Frequently, PUDs take on a variety of forms ranging from small clusters of houses combined with open spaces to new and developing towns with thousands of residents and various land uses.

==Mixtures of land uses==
PUDs are in direct contradiction to the single-use or "Euclidean" zoning that has dominated in the United States since the Village of Euclid v. Ambler Realty Co. decision. Within PUDs, zoning becomes much more integrated with multiple land uses and districts being placed on adjacent land parcels. The enactment of the Standard Zoning Enabling Act (SZEA) reinforced that density is considered a regulatory priority, further supporting the development of PUDs through the integration of varying lot sizes, varied building uses, and the mixture of different types of housing.

PUDs combine residential and non-residential uses—like offices, commercial stores, and other services—and attracts a diversified community. Notably, sidewalks and streets of PUDs tend to be more active and safer, both at day and night, and experiences reduced congestion during peak times. Detailed plans and review processes are required to approve development of PUDs, due to the nature of mixing residential and non-residential uses into land areas previously only allowed for single-use; approving a PUD essentially requires a legal rezoning, in which variances and conditional use permits must be cleared by a planning board or commission with regard to the municipality's comprehensive plan.

===Maintenance of common areas===
PUD provisions include consideration of the ability of the owners, or related stakeholders, to ensure the maintenance of common, public areas; such provisions include related costs, income level and interests of stakeholders, and the nature of both the common area and surrounding developments. Throughout the development process, which is already scheduled and preapproved as part of the PUD application process, maintenance of common areas can be sustained through calculated servicing of inroads. Post-development, governing documents of homeowners associations within PUDs often delegate most of the maintenance responsibilities to the owners, assuming the least amount of responsibility possible.

==Design principles==

===Minimum parcel size===
The minimum parcel size requirement can be measured in either dwelling units or acres and can vary depending on both the type and location of a development. Given that minimum parcel sizes are a factor rarely necessary for project approval, maximum density requirements are more often used instead, focusing on either a maximum number of units per acre or a minimum lot acre per each dwelling unit.

===Uses permitted===
Uses permitted is determined by allotting certain percentages of land use to residential, commercial, and industrial uses.
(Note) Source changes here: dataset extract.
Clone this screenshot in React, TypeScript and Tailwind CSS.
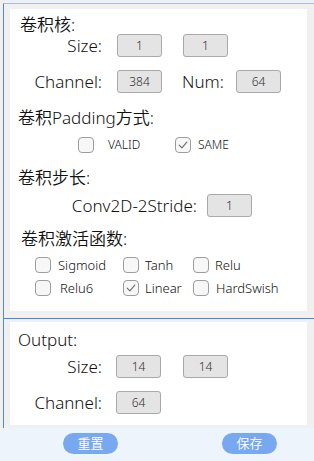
const font = "font-['Noto_Sans','Noto_Sans_CJK_SC',sans-serif] font-[350]";

function ValueBox({ value, className = "" }: { value: string; className?: string }) {
  return (
    <div
      className={`w-[45px] h-[23px] flex items-center justify-center bg-[#e4e4e4] border border-[#a9a9a9] rounded-[3px] text-[12px] text-[#333] ${className}`}
    >
      {value}
    </div>
  );
}

function Check({ checked = false }: { checked?: boolean }) {
  return (
    <div className="w-4 h-4 shrink-0 rounded-[4px] border border-[#9d9d9d] bg-[#f7f7f7] flex items-center justify-center">
      {checked && (
        <svg width="12" height="12" viewBox="0 0 12 12" fill="none">
          <path d="M2.2 6.2 L4.9 8.8 L9.8 3.2" stroke="#6b6b6b" strokeWidth="1.1" strokeLinecap="round" strokeLinejoin="round" />
        </svg>
      )}
    </div>
  );
}

function Option({ label, checked, gap, width }: { label: string; checked?: boolean; gap: string; width: string }) {
  return (
    <div className={`flex items-center ${width}`}>
      <Check checked={checked} />
      <span className={`${gap} text-[13px] leading-4 text-[#111]`}>{label}</span>
    </div>
  );
}

function Heading({ text, className = "" }: { text: string; className?: string }) {
  return <div className={`h-5 leading-5 text-[17px] text-[#111] ${className}`}>{text}</div>;
}

export default function App() {
  return (
    <div className={`w-[314px] h-[461px] bg-[#f0f0f0] pt-[3px] flex flex-col ${font}`}>
      <div className="ml-[3px] h-[425px] border-l border-[#5189e0] border-t border-t-[#a8c0e8] flex flex-col">
        {/* 卷积参数 */}
        <div className="pl-[6px] pt-[5px] pr-[6px]">
          <div className="w-[297px] h-[302px] bg-white pt-[6px] flex flex-col">
            <Heading text="卷积核:" className="ml-[10px] h-[19px] leading-[19px]" />
            <div className="flex items-center h-[23px] text-[17px] text-[#111]">
              <div className="w-[92px] text-right">Size:</div>
              <ValueBox value="1" className="ml-[15px]" />
              <ValueBox value="1" className="ml-[21px]" />
            </div>
            <div className="flex items-center h-[23px] mt-[13px] text-[17px] text-[#111]">
              <div className="w-[92px] text-right">Channel:</div>
              <ValueBox value="384" className="ml-[15px]" />
              <div className="ml-[20px] w-[54px]">Num:</div>
              <ValueBox value="64" />
            </div>
            <Heading text="卷积Padding方式:" className="ml-[8px] mt-[15px]" />
            <div className="flex items-center h-4 mt-[9px] pl-[68px]">
              <div className="flex items-center w-[97px]">
                <Check />
                <span className="ml-[14px] text-[12px] text-[#111]">VALID</span>
              </div>
              <div className="flex items-center">
                <Check checked />
                <span className="ml-[7px] text-[12px] text-[#111]">SAME</span>
              </div>
            </div>
            <Heading text="卷积步长:" className="ml-[8px] mt-[15px]" />
            <div className="flex items-center h-[23px] mt-[6px] text-[17px] text-[#111]">
              <div className="w-[187px] text-right">Conv2D-2Stride:</div>
              <ValueBox value="1" className="ml-[10px]" />
            </div>
            <Heading text="卷积激活函数:" className="ml-[11px] mt-[12px]" />
            <div className="flex items-center h-4 mt-[8px] pl-[25px]">
              <Option label="Sigmoid" gap="ml-[7px]" width="w-[88px]" />
              <Option label="Tanh" gap="ml-[6px]" width="w-[70px]" />
              <Option label="Relu" gap="ml-[6px]" width="" />
            </div>
            <div className="flex items-center h-4 mt-[7px] pl-[25px]">
              <Option label="Relu6" gap="ml-[9px]" width="w-[88px]" />
              <Option label="Linear" checked gap="ml-[6px]" width="w-[70px]" />
              <Option label="HardSwish" gap="ml-[7px]" width="" />
            </div>
          </div>
        </div>
        <div className="mt-[7px] border-t border-[#3f86ee]" />
        {/* Output */}
        <div className="pl-[6px] pt-[3px] pr-[6px]">
          <div className="w-[297px] h-[103px] bg-white pt-[8px] flex flex-col">
            <Heading text="Output:" className="ml-[8px]" />
            <div className="flex items-center h-[23px] mt-[5px] text-[17px] text-[#111]">
              <div className="w-[92px] text-right">Size:</div>
              <ValueBox value="14" className="ml-[14px]" />
              <ValueBox value="14" className="ml-[22px]" />
            </div>
            <div className="flex items-center h-[23px] mt-[13px] text-[17px] text-[#111]">
              <div className="w-[92px] text-right">Channel:</div>
              <ValueBox value="64" className="ml-[14px]" />
            </div>
          </div>
        </div>
      </div>
      <div className="flex-1 bg-[#eef4fc] flex items-start pt-[5px]">
        <button className="ml-[63px] w-[55px] h-[21px] rounded-full bg-[#78a9f0] text-white text-[13px] leading-[21px]">
          重置
        </button>
        <button className="ml-[104px] w-[55px] h-[21px] rounded-full bg-[#78a9f0] text-white text-[13px] leading-[21px]">
          保存
        </button>
      </div>
    </div>
  );
}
Oftentimes, the amount allotted is dependent on the percentage of residential uses relative to non-residential uses within a defined area.

===Density===
Given that PUDs focus on integrating mixed uses into a specified area, density is calculated based on the Federal Housing Act's Land Use Intensity (LUI) rating, which encompasses floor area, open space, livability, and recreational spaces within a single, numerical rating.

===Houses and placement of houses===
Houses in PUDS often include access to a large, shared open space surrounding the house, as well as a smaller, private yard. Clustered residential homes and buildings also provides homeowners with lower prices, in the form of lower infrastructural costs from shorter streets and by offering a mix of single-family, two-family, multiple-family housing. PUDs can be considered a legal alternative to large lot, single-family zoning for how the land area can increase residential housing available while maintaining a small impact on local property taxes. Homes can be placed next to commercial and office land uses, while ensuring the preservation of other areas. Homes, however, often visually feature garages instead of front porches, as they are placed in the periphery, relative to small strip malls created through other PUD initiatives.

===Size considerations===
Smaller-sized PUDs, generally less than 250 acres, can promote the mixed-use of the development, but, because they are too small to influence nearby development, can contribute to sprawl in nearby peripheral and rural areas. In smaller PUDs, offering shopping facilities for only the residents may not be sustainable or viable for the development. Mid-sized PUDs, generally greater than 250 acres but less than 1000 acres, can maintain a balance between developmental influence to nearby areas, while still maintaining adequate cash flow requirements. Moderately-sized PUDs also contribute to the development of commercial highways and residential areas, which can increase the ability of smaller-areas of land being more efficiently developed or used. Larger-sized PUDs, generally greater than 1000 acres, can control sprawl-related issues, yet may also strain the management capacity of local developers.

===Usable, public open space===
There are multiple provisions PUDs must include in regard to available open spaces, which include, upon conditional approval, those concerning quantity, location, and maintenance of public areas. Approval for such provisions can be satisfied by one of the following: satisfying a minimum acreage requirement relative to a specific number of dwelling units or a direct percentage of gross acreage; approval from a planning board on the proposed location of the public, open space; or cosigned maintenance agreements between residents —regardless of whether it be by a municipality or an organized residential community, like a homeowner' association or a community trust. The requirement of these aforementioned revisions is to ensure that open, public land, facilities, amenities, and necessities are well-kept for ease of public use and accessibility.

===Streets===
Street patterns can be used to change the neighborhood character of a residential community, particularly by allowing developers to flexibly arrange buildings without having to adhere to non-PUD zoning regulations. Wide, curvilinear, and cul-de-sac street patterns are examples. The usage of these street, round street patterns allow developers to cluster buildings and maximize available open space. Existing street and block patterns, historic preservation, and reservation of ground-floor streetfronts for non-residential, commercial uses are also considered when a community approves a PUD.

===Combining design features===
The flexibility to include multiple amenities—like utilities, recreational facilities, schools, and parks—within a development unit can increase the mixed-use capability of a given piece of land. PUD project plans that integrate non-residential uses with residential uses, such as single-family houses and apartments, facilitate planning to maximize safe and convenient navigation between the various buildings, spaces, and streets of the development by both pedestrians and vehicles. Ownership of and responsibility for such PUDs may be either public or private.